Jessica and I laughed — but also held back a tear, as the journey of raising our children nears an end. We know, however, that every end brings a beginning — and we can’t wait for the next chapter.
I believe Florida is on a similar trajectory. Since joining Florida Trend nearly three years ago, I have traveled the state — from the Panhandle to Miami — meeting with business executives, government officials and civic leaders, learning what makes this state so unique. Florida is a young state, growing in every direction and continually starting new chapters of its own as it manages a growing and diverse population.
This growth requires continued investments not just in Florida’s transportation infrastructure, but also in our educational system, its curriculum and its facilities. It means providing teachers with well-deserved and competitive compensation. Florida also must keep investing in its post-secondary educational offerings, fund our centers of research and facilitate the growth that is necessary to set Florida universities and colleges apart from their peers.
We must continue to attract and recruit companies across all business sectors, providing a job-rich environment for workers of all skill levels.
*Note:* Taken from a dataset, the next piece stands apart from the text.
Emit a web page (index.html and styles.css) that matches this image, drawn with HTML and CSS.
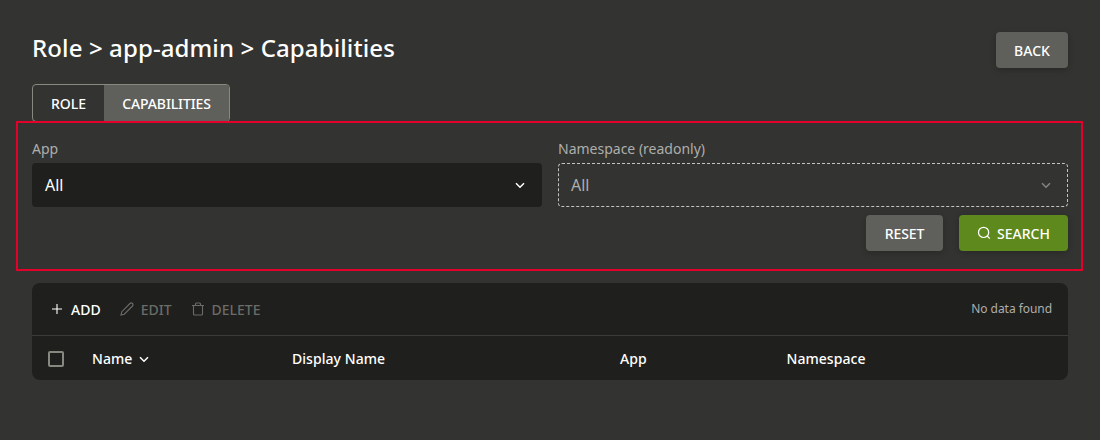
FILE: index.html
```html
<!DOCTYPE html>
<html lang="en">
<head>
<meta charset="utf-8">
<title>Role capabilities</title>
<link rel="stylesheet" href="styles.css">
</head>
<body>
<main class="page">
  <header class="header">
    <h1 class="title">Role &gt; app-admin &gt; Capabilities</h1>
    <button class="btn btn-back">BACK</button>
  </header>
  <nav class="tabs">
    <button class="tab tab-role">ROLE</button>
    <button class="tab tab-active">CAPABILITIES</button>
  </nav>
  <section class="filters">
    <div class="fields">
      <div class="field">
        <span class="label">App</span>
        <div class="select"><span>All</span>
          <svg class="chevron" viewBox="0 0 16 16"><path d="M4 6.2 8 10.2 12 6.2"/></svg></div>
      </div>
      <div class="field">
        <span class="label">Namespace (readonly)</span>
        <div class="select readonly"><span>All</span>
          <svg class="chevron" viewBox="0 0 16 16"><path d="M4 6.2 8 10.2 12 6.2"/></svg></div>
      </div>
    </div>
    <div class="actions">
      <button class="btn btn-reset">RESET</button>
      <button class="btn btn-search"><svg class="search-icon" viewBox="0 0 14 14"><circle cx="6.6" cy="6.4" r="5.1"/><path d="M10.2 10 12.8 12.6"/></svg>SEARCH</button>
    </div>
  </section>
  <section class="panel">
    <div class="toolbar">
      <button class="tool tool-add"><svg class="icon" viewBox="0 0 14 14"><path d="M7 2v10M2 7h10"/></svg>ADD</button>
      <button class="tool tool-edit disabled"><svg class="icon" viewBox="0 0 14 14"><path d="M1 13 1.8 9.700 10 1.500a1.700 1.700 0 0 1 2.500 2.500L4.300 12.200Z"/></svg>EDIT</button>
      <button class="tool tool-delete disabled"><svg class="icon" viewBox="0 0 14 14"><path d="M1 3.500h12M4.500 3.500V2a1 1 0 0 1 1-1h3a1 1 0 0 1 1 1v1.500M2.500 3.500V12a1 1 0 0 0 1 1h7a1 1 0 0 0 1-1V3.500"/></svg>DELETE</button>
      <span class="status">No data found</span>
    </div>
    <div class="columns">
      <span class="checkbox"></span>
      <span class="name">Name <svg class="chevron" viewBox="0 0 16 16"><path d="M4 6.200 8 10.200 12 6.200"/></svg></span>
      <span>Display Name</span>
      <span>App</span>
      <span class="namespace">Namespace</span>
    </div>
  </section>
</main>
</body>
</html>
```
FILE: styles.css
```css
* { box-sizing: border-box; }
body { margin: 0; background: #333331; color: #fff; font-family: "Noto Sans", sans-serif; }
button { font: inherit; color: inherit; border: 0; background: none; padding: 0; margin: 0; }
svg { fill: none; stroke: currentColor; flex: none; }
.page { padding: 32px 32px 0; }
.header { display: flex; justify-content: space-between; height: 52px; }
.title { margin: 0; font-size: 24px; line-height: 32px; font-weight: 500; letter-spacing: .11px; }
.btn { height: 36px; border-radius: 4px; background: #5f605b; font-size: 14px; font-weight: 500; line-height: 20px; padding-top: 2px; box-shadow: 0 2px 6px rgba(0,0,0,.22); display: flex; align-items: center; justify-content: center; }
.btn-back { width: 72px; }
.tabs { display: flex; width: 198px; height: 38px; border: 1px solid #878880; border-radius: 4px; overflow: hidden; }
.tab { font-size: 14px; font-weight: 500; line-height: 20px; padding-top: 2px; }
.tab-role { width: 71px; }
.tab-active { flex: 1; background: #5f605b; letter-spacing: -.12px; }
.filters { position: relative; width: 1067px; height: 150px; margin: -1px 0 0 -16px; border: 2px solid #e4002b; padding: 16px 13px 0 14px; }
.fields { display: grid; grid-template-columns: 510px 510px; gap: 16px; }
.label { display: block; height: 24px; font-size: 14px; line-height: 20px; color: #aeaeac; }
.select { height: 44px; border-radius: 4px; background: #1f1f1d; padding: 0 14px 0 13px; display: flex; align-items: center; justify-content: space-between; font-size: 16px; }
.chevron { width: 16px; height: 16px; stroke-width: 1.5; }
.readonly { background: none; border: 1px dashed #c4c4c0; color: #aeaeac; padding: 0 13px 0 12px; }
.readonly .chevron { color: #858582; }
.actions { display: flex; justify-content: flex-end; gap: 16px; margin-top: 8px; }
.btn-reset { width: 77px; letter-spacing: -.1px; }
.btn-search { width: 109px; background: #5e891c; gap: 6px; }
.search-icon { width: 14px; height: 14px; stroke-width: 1.2; margin-top: -3px; }
.panel { margin-top: 12px; height: 97px; background: #1f1f1d; border-radius: 8px; }
.toolbar { height: 53px; border-bottom: 1px solid #3b3b39; display: flex; align-items: center; padding: 0 16px 0 18px; }
.tool { display: flex; align-items: center; gap: 7px; font-size: 14px; font-weight: 500; line-height: 20px; padding-top: 1px; }
.icon { width: 14px; height: 14px; stroke-width: 1.1; margin-top: -2px; }
.tool-edit, .tool-delete { margin-left: 19px; }
.disabled { color: #6b6b68; }
.status { margin: -2px 0 0 auto; font-size: 12px; letter-spacing: -.05px; color: #aeaeac; }
.columns { height: 44px; display: grid; grid-template-columns: 44px 200px 328px 166px 1fr; align-items: center; padding: 2px 16px 0; font-size: 14px; font-weight: 500; line-height: 20px; letter-spacing: .05px; }
.checkbox { width: 16px; height: 16px; border: 2px solid #878880; border-radius: 2px; }
.name { display: flex; align-items: center; gap: 4px; }
.namespace { padding-left: .5px; }
```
We must continue to inform those outside the state about Florida’s environmental treasures and unique destinations. This is why we must continue to support statewide organizations such as Enterprise Florida, CareerSource and Visit Florida, while backing the efforts of our regional economic development corporations and state and local chambers as well. They are truly making a difference for our state, keeping commerce strong and tourism second to none.
Florida’s tomorrow is based on the growth and investments of today. The next chapter for our state will be an exciting one. It is our collective responsibility to keep Florida on the path to success.